Seguro signs the decree into law, and it is published in the Diário da República. From that date, the new residency requirements apply. This is the fastest path — potentially days or weeks away — but also the least likely given Seguro's political background. As PS leader from 2011 to 2014, he championed inclusive immigration policies. Promulgating a law his former party voted against, and which lacks the transitional safeguards the PS demanded, would be a sharp departure from his known convictions.

That said, presidents are constitutionally expected to respect clear parliamentary majorities. The 152-vote supermajority is difficult to dismiss as illegitimate, and Seguro may calculate that a veto would only delay the inevitable.

Scenario 2: Political Veto

The president vetoes the decree and sends it back to parliament with a reasoned message. Under the Portuguese constitution, the Assembly can override a presidential veto with an absolute majority — 116 votes — which the PSD-Chega bloc comfortably commands. A veto would therefore be symbolic rather than terminal: it would force a second vote, buy time for public debate, and put the absence of transitional protections back on the agenda.

This is arguably the most politically elegant path for Seguro. He registers his objection, the PS can claim a partial victory on framing, and parliament ultimately passes the law anyway — but possibly with minor concessions on the transitional regime.

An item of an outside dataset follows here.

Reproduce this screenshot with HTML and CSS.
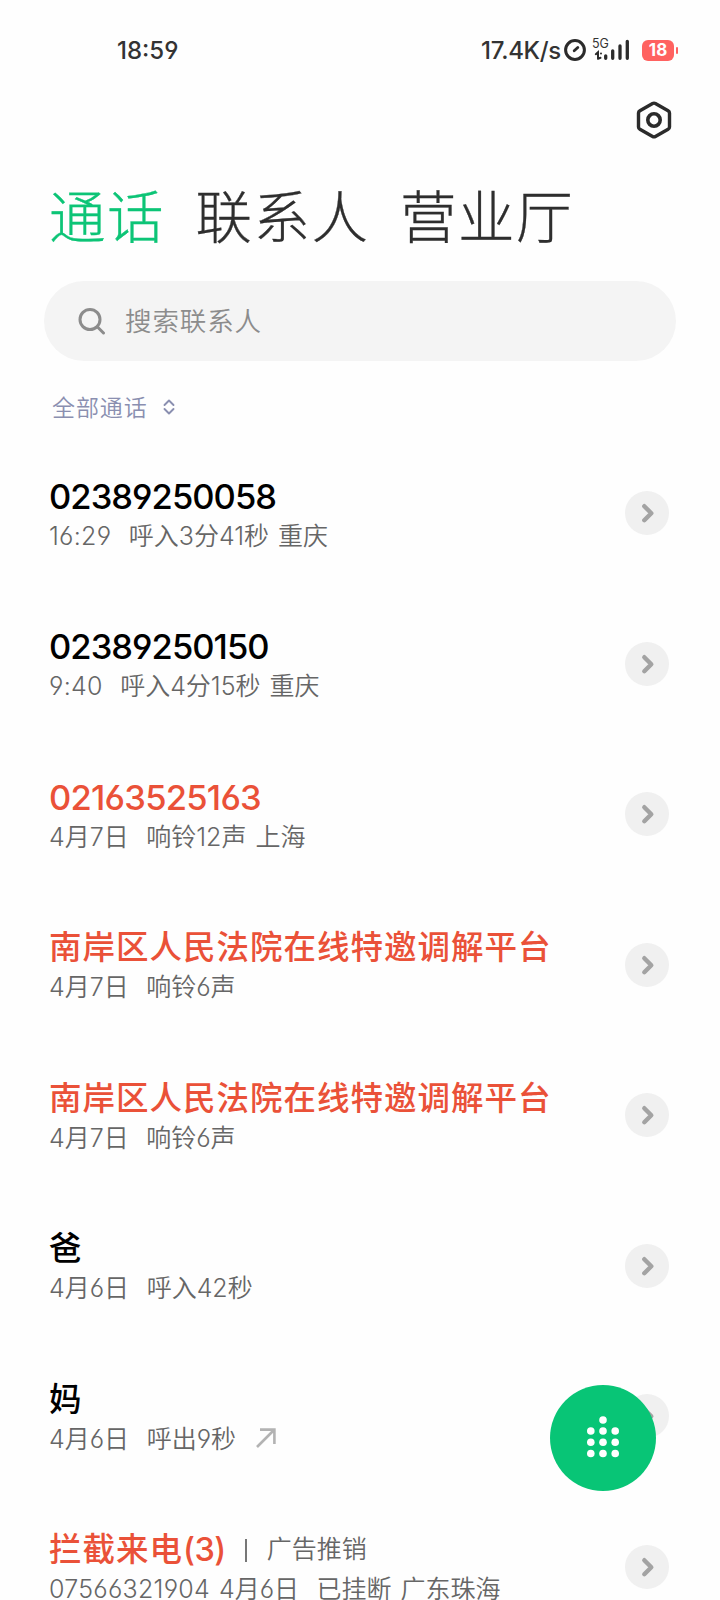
FILE: index.html
```
<!DOCTYPE html>
<html lang="zh-CN">
<head>
  <meta charset="UTF-8" />
  <title>通话</title>
  <link rel="stylesheet" href="styles.css">
</head>
<body>
  <svg width="0" height="0" class="defs">
    <symbol id="chevron" viewBox="0 0 44 44">
      <path d="M19.300 15.200l7 7-7 7" fill="none" stroke="#a3a3a3" stroke-width="4.400" stroke-linecap="round" stroke-linejoin="round" />
    </symbol>
  </svg>

  <div class="status">
    <span class="clock">18:59</span>
    <span class="speed">17.4K/s</span>
    <svg class="gauge" width="22" height="22" viewBox="0 0 22 22" fill="none" stroke="#2b2b2b">
      <circle cx="11" cy="11" r="9.400" stroke-width="3" />
      <path d="M10.200 11.800l3.600-3.400" stroke-width="2.800" stroke-linecap="round" />
    </svg>
    <div class="network">
      <span>5G</span>
      <svg width="38" height="22" viewBox="0 0 38 22" stroke="#2b2b2b" fill="none" stroke-linecap="round">
        <path d="M2.800 15.200l2.200-1.900v6M8 14.500v.1M7.500 18.800l-2.500 1" stroke-width="2" />
        <path d="M12.700 16.800v2.500M19.700 11.800v7.500M27 7v12.300M34.300 2.300v17" stroke-width="3.300" />
      </svg>
    </div>
    <div class="battery">18</div>
  </div>

  <div class="toolbar">
    <svg width="36" height="38" viewBox="0 0 36 38" fill="none" stroke="#2b2b2b" stroke-width="3.400" stroke-linejoin="round">
      <path d="M16.600 2.500q1.400-.8 2.800 0l12.700 7.200q1.400.8 1.400 2.400v13.800q0 1.600-1.400 2.400l-12.700 7.200q-1.400.8-2.800 0l-12.700-7.200q-1.400-.8-1.400-2.400V12.100q0-1.600 1.400-2.400z" />
      <circle cx="18" cy="19" r="6.200" stroke-width="3.600" />
    </svg>
  </div>

  <nav class="tabs">
    <a class="active">通话</a>
    <a>联系人</a>
    <a>营业厅</a>
  </nav>

  <div class="search">
    <svg width="28" height="28" viewBox="0 0 28 28" fill="none" stroke="#8c8c8c" stroke-width="3" stroke-linecap="round">
      <circle cx="12" cy="12.500" r="10" />
      <path d="M19.300 19.800l6.200 6.200" />
    </svg>
    <span>搜索联系人</span>
  </div>

  <div class="filter">
    <span>全部通话</span>
    <svg width="12" height="16" viewBox="0 0 12 16" fill="none" stroke="#8a8fb0" stroke-width="1.900" stroke-linecap="round" stroke-linejoin="round">
      <path d="M1.500 6L6 1.500 10.500 6M1.500 10L6 14.500 10.500 10" />
    </svg>
  </div>

  <main class="calls">
    <div class="call">
      <div class="info">
        <div class="name number">02389250058</div>
        <div class="meta"><span class="time">16:29</span><span class="detail">呼入3分41秒</span><span class="place">重庆</span></div>
      </div>
      <svg class="more"><use href="#chevron" /></svg>
    </div>
    <div class="call">
      <div class="info">
        <div class="name number">02389250150</div>
        <div class="meta"><span class="time">9:40</span><span class="detail">呼入4分15秒</span><span class="place">重庆</span></div>
      </div>
      <svg class="more"><use href="#chevron" /></svg>
    </div>
    <div class="call">
      <div class="info">
        <div class="name number missed">02163525163</div>
        <div class="meta"><span>4月7日</span><span class="detail">响铃12声</span><span class="place">上海</span></div>
      </div>
      <svg class="more"><use href="#chevron" /></svg>
    </div>
    <div class="call">
      <div class="info">
        <div class="name missed">南岸区人民法院在线特邀调解平台</div>
        <div class="meta"><span>4月7日</span><span class="detail">响铃6声</span></div>
      </div>
      <svg class="more"><use href="#chevron" /></svg>
    </div>
    <div class="call">
      <div class="info">
        <div class="name missed">南岸区人民法院在线特邀调解平台</div>
        <div class="meta"><span>4月7日</span><span class="detail">响铃6声</span></div>
      </div>
      <svg class="more"><use href="#chevron" /></svg>
    </div>
    <div class="call">
      <div class="info">
        <div class="name">爸</div>
        <div class="meta"><span>4月6日</span><span class="detail">呼入42秒</span></div>
      </div>
      <svg class="more"><use href="#chevron" /></svg>
    </div>
    <div class="call">
      <div class="info">
        <div class="name">妈</div>
        <div class="meta">
          <span>4月6日</span><span class="detail">呼出9秒</span>
          <svg class="outgoing" width="20" height="20" viewBox="0 0 20 20" fill="none" stroke="#b3b3b3" stroke-width="2.600">
            <path d="M1 19L18 2M4 1.600h14.400V16" />
          </svg>
        </div>
      </div>
      <svg class="more"><use href="#chevron" /></svg>
    </div>
    <div class="call">
      <div class="info">
        <div class="name missed">拦截来电<span class="count">(3)</span><i class="bar"></i><span class="tag">广告推销</span></div>
        <div class="meta"><span class="time">07566321904</span><span class="place">4月6日</span><span class="detail">已挂断</span><span class="place">广东珠海</span></div>
      </div>
      <svg class="more"><use href="#chevron" /></svg>
    </div>
  </main>

  <button class="dial">
    <svg width="34" height="44" viewBox="0 0 34 44" fill="#fff">
      <circle cx="17" cy="4" r="3.800" />
      <circle cx="4.800" cy="15" r="3.800" /><circle cx="17" cy="15" r="3.800" /><circle cx="29.200" cy="15" r="3.800" />
      <circle cx="4.800" cy="26.300" r="3.800" /><circle cx="17" cy="26.300" r="3.800" /><circle cx="29.200" cy="26.300" r="3.800" />
      <circle cx="4.800" cy="37.500" r="3.800" /><circle cx="17" cy="37.500" r="3.800" /><circle cx="29.200" cy="37.500" r="3.800" />
    </svg>
  </button>
</body>
</html>
```
FILE: styles.css
```
* {
  box-sizing: border-box;
}

body {
  margin: 0;
  height: 1600px;
  overflow: hidden;
  background: #fefefe;
  color: #000;
  font-family: Inter, "Noto Sans CJK SC", sans-serif;
  font-feature-settings: "cv03", "cv04";
}

svg {
  display: block;
  flex: none;
}

.defs {
  position: absolute;
}

.status {
  height: 100px;
  padding: 0 46px 0 117px;
  display: flex;
  align-items: center;
  color: #333;
  font-size: 24px;
  font-weight: 500;
}

.clock {
  margin-right: auto;
}

.speed {
  letter-spacing: -0.300px;
}

.gauge {
  margin-left: 3px;
}

.network {
  position: relative;
  margin-left: 7px;
}

.network span {
  position: absolute;
  top: -2px;
  left: -1px;
  font-size: 12.500px;
  font-weight: 400;
  line-height: 14px;
}

.battery {
  position: relative;
  width: 32px;
  height: 21px;
  margin-left: 11px;
  border-radius: 6px;
  background: #ff6260;
  color: #fff;
  font-size: 17px;
  font-weight: 700;
  line-height: 21px;
  text-align: center;
}

.battery::after {
  content: "";
  position: absolute;
  top: 7px;
  right: -4px;
  width: 2px;
  height: 7px;
  border-radius: 1px;
  background: #ff6260;
}

.toolbar {
  height: 70px;
  padding: 1px 48px 0 0;
  display: flex;
  justify-content: flex-end;
}

.tabs {
  height: 111px;
  padding-left: 49px;
  display: flex;
  gap: 30.500px;
  color: #2e2e2e;
  font-size: 56.500px;
  font-weight: 300;
  -webkit-text-stroke: 0.300px;
  line-height: 96px;
  letter-spacing: 1.500px;
}

.tabs .active {
  color: #0cc476;
}

.search {
  height: 80px;
  margin: 0 44px;
  padding-left: 34px;
  display: flex;
  align-items: center;
  gap: 19px;
  border-radius: 40px;
  background: #f4f4f4;
  color: #8c8c8c;
  font-size: 26.500px;
  font-weight: 350;
  letter-spacing: 0.900px;
}

.search span {
  padding-bottom: 3px;
}

.filter {
  height: 92px;
  padding-left: 52px;
  display: flex;
  align-items: center;
  gap: 15px;
  color: #8a8fb0;
  font-size: 23px;
  font-weight: 350;
  letter-spacing: 0.900px;
}

.filter span {
  padding-bottom: 2px;
}

.call {
  height: 150.500px;
  padding: 22.500px 50px 0 49px;
  display: flex;
  justify-content: space-between;
}

.name {
  height: 43px;
  display: flex;
  align-items: baseline;
  font-size: 32.500px;
  font-weight: 500;
  line-height: 41px;
  letter-spacing: 1px;
  white-space: nowrap;
}

.number {
  font-size: 34.500px;
  line-height: 42px;
  letter-spacing: -0.950px;
}

.missed {
  color: #ea5138;
}

.number.missed {
  letter-spacing: -0.750px;
}

.count {
  letter-spacing: -0.500px;
}

.meta {
  height: 35px;
  display: flex;
  align-items: baseline;
  color: #666;
  font-size: 25px;
  font-weight: 350;
  line-height: 35px;
  white-space: nowrap;
}

.time {
  letter-spacing: 0.250px;
}

.detail {
  margin-left: 17.500px;
}

.place {
  margin-left: 9px;
}

.outgoing {
  margin-left: 20px;
}

.bar {
  align-self: center;
  width: 2px;
  height: 23px;
  margin: 0 20px 0 19px;
  background: #777;
}

.tag {
  align-self: flex-start;
  color: #666;
  font-size: 25px;
  font-weight: 350;
  letter-spacing: 0;
}

.more {
  width: 44px;
  height: 44px;
  margin: 15.500px 0.700px 0 0;
  border-radius: 50%;
  background: #f0f0f0;
}

.dial {
  position: fixed;
  right: 64px;
  bottom: 109px;
  width: 106px;
  height: 106px;
  padding: 0;
  display: flex;
  align-items: center;
  justify-content: center;
  border: none;
  border-radius: 50%;
  background: #08c576;
}
```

Scenario 3: Referral to the Constitutional Court

Seguro requests a preventive constitutionality review before signing. This is what happened in November 2025, when then-President Marcelo Rebelo de Sousa referred an earlier version of the nationality law to the Constitutional Court. The court's ruling struck down several provisions, which is partly why parliament had to vote again in April.

A fresh referral would suspend the law's entry into force until the court rules — a process that could take weeks or months. The legal questions are genuine: the retroactive application of new residency requirements to people already in the naturalisation pipeline raises serious proportionality concerns under both the Portuguese constitution and EU law.

What It Means for Residents

For the estimated 180,000 foreign nationals who have been legally resident in Portugal for between five and ten years, the stakes are immediate. Under the current law, many are eligible to apply for citizenship now. Under the new law, they would need to wait years longer — unless transitional provisions are added or the Constitutional Court intervenes.

Immigration lawyers report a surge in citizenship applications filed in recent days, as residents race to submit before the new rules take effect. Whether those applications will be processed under the old or new framework depends entirely on what President Seguro decides — and how quickly he decides it.